Peter Sarsgaard plays infected scientist Hector in Martin Campbell's Green Lantern (2011)
Green Lantern is such a scatty, disjointed and messy film that reviewing it is an almost impossible process; how do you make sense of the senseless, or derive logic from the illogical? In every stage - from scripting to special effects - the film is a failure, and it has only one positive. So let's get that out of the way first. Peter Sarsgaard, playing infected scientist Hector Hammond, is absolutely terrific, and magnetically watchable. He's one of my favorite actors, and a performer of such depth and range that he can turn trash into art for the seconds he's onscreen, and he does exactly that with an underdeveloped but interesting role in Campbell's film. It's a slimy, power-hungry performance which made me deeply uncomfortable, but the actor is clearly relishing the role, and therefore watching him also becomes fun. Every flicker of the eyes, extension of the neck, slurring of the speech... and those screams. They'll stick in your mind for a long time. It's a glorious performance, and despite how awful the film is - and by god is it awful - Sarsgaard fans owe it to themselves to endure the pain. Because for his mere appearance there are equal moments of pleasure, and I can't sing his praises highly enough. His performance elicits sympathy and sadness, which is an extraordinary feat given the script he's working from. Now we have that out of the way it's time to assess the actual film...
And let's start with that script. It manages to pack in every superhero cliché (denial of power, fear of responsibility, training montage, doubt from peers and the chance to prove his strength, and therefore win the girl) but with such crushingly lazy dialogue that the experience of watching often becomes deeply uncomfortable; actually, it's often embarrassing. This script should have got the red light on its first pass, but it feels like the studio just wanted to rush into production with whatever haphazard material they had so far. The jokes fall cringe-inducingly flat and Hal (Ryan Reynolds) is such a 2D machismo vehicle (complete with daddy issues and repressed love for his co-pilot) that it's impossible to care about him at any moment. Speaking of that co-pilot, the lovely Blake Lively turns in one of the most obvious paycheck-grabbing performances in a long time here. She looks not so much bored as entirely vacant for most of the running time, delivering her lines with zero conviction. She struggles to stand out from the furniture.

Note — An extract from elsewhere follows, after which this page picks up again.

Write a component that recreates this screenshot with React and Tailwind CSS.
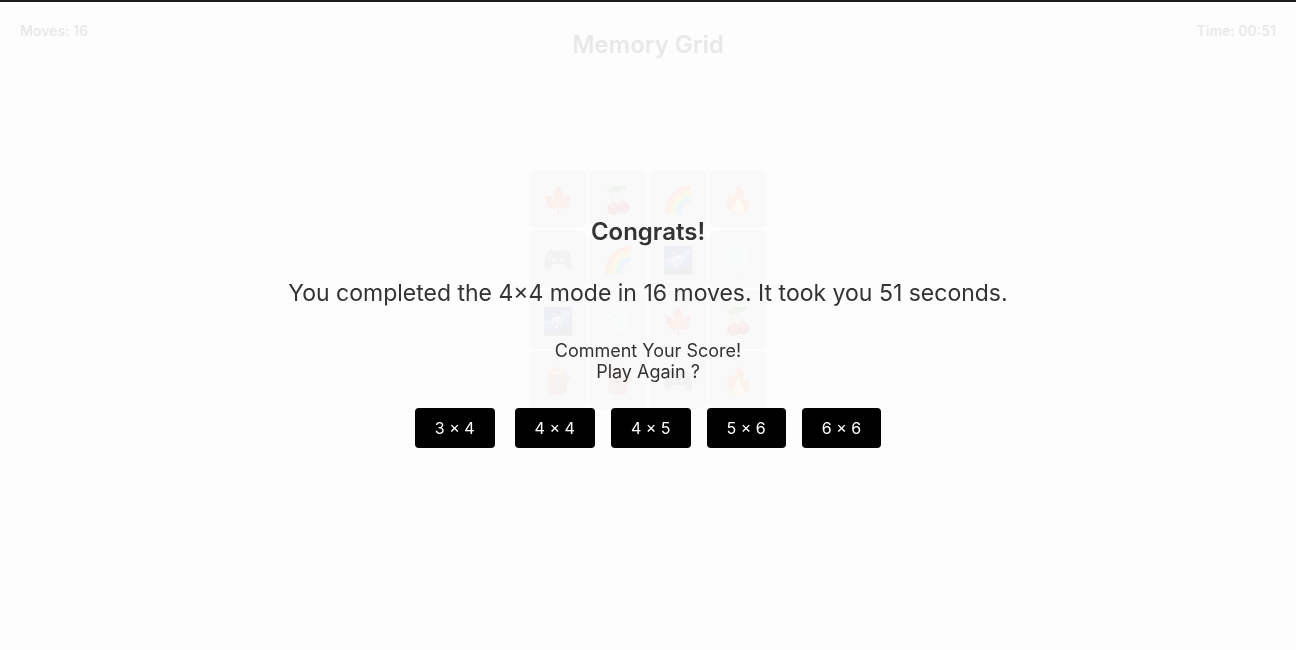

The design of the film is also glossy and incomplete, and the alien council look more like characters from scrapped Ben 10 concept art, and the giant energy-sucking cloud monster actually elicited laughter in my screening, and its bobbing little alien head certainly secured a smirk from me too. Green Lantern's universe is so rich and diverse, but it doesn't lend itself well to cheap CGI effects; it belongs in a comic book, and to give the filmmakers credit, an adaptation is something of an impossible task. But they could have at least tried, y'know? Despite the money chucked at this project it still looks cheap and badly rendered, as well as overly-bright. Not that I'd really know, because the pointless 3D darkens the image, and it looks bloody awful. There are a few action scenes where the 3D is noticeable, but it'll be the least of your problems because their choreography is so incoherent.
So, we have an ugly, inane and badly conceived film which only made me laugh in the moments it was trying to be serious. It feels well over two hours long but actually clocks in at a neat 100 minutes, so that speaks for one thing: piss poor production. The length of a film doesn't really matter so long as it's interesting or exciting, but Green Lantern is so cobbled together, so overfamiliar and childish that it fails to engage on any level. If you're not engaged, it's bound to feel protracted. After a while my eyes began to hurt and a headache reared its head; probably from the deafening sound design, which amplifies everything to the Nth degree. I just can't believe how dazzlingly bad this film is, on every level, except for Sarsgaard's performance of course. It's not quite the worst film of the summer, because Sucker Punch (Snyder, 2011) is pretty reprehensible, but it's certainly not far behind. Everyone involved should be pretty ashamed of themselves for putting this slick, narratively stodgy and just plain dumb film in cinemas. It looks like the unfiltered fantasy of an 8-year-old hyped up on too many sweets, and has the same narrative coherency as an afternoon with his Action Man playset would have; and yes, is just as infuriating as that sounds. Avoid. At all costs. Oh, and just for the hell of it...
In brightest day, In blackest night,
Zero effort makes Green Lantern shite.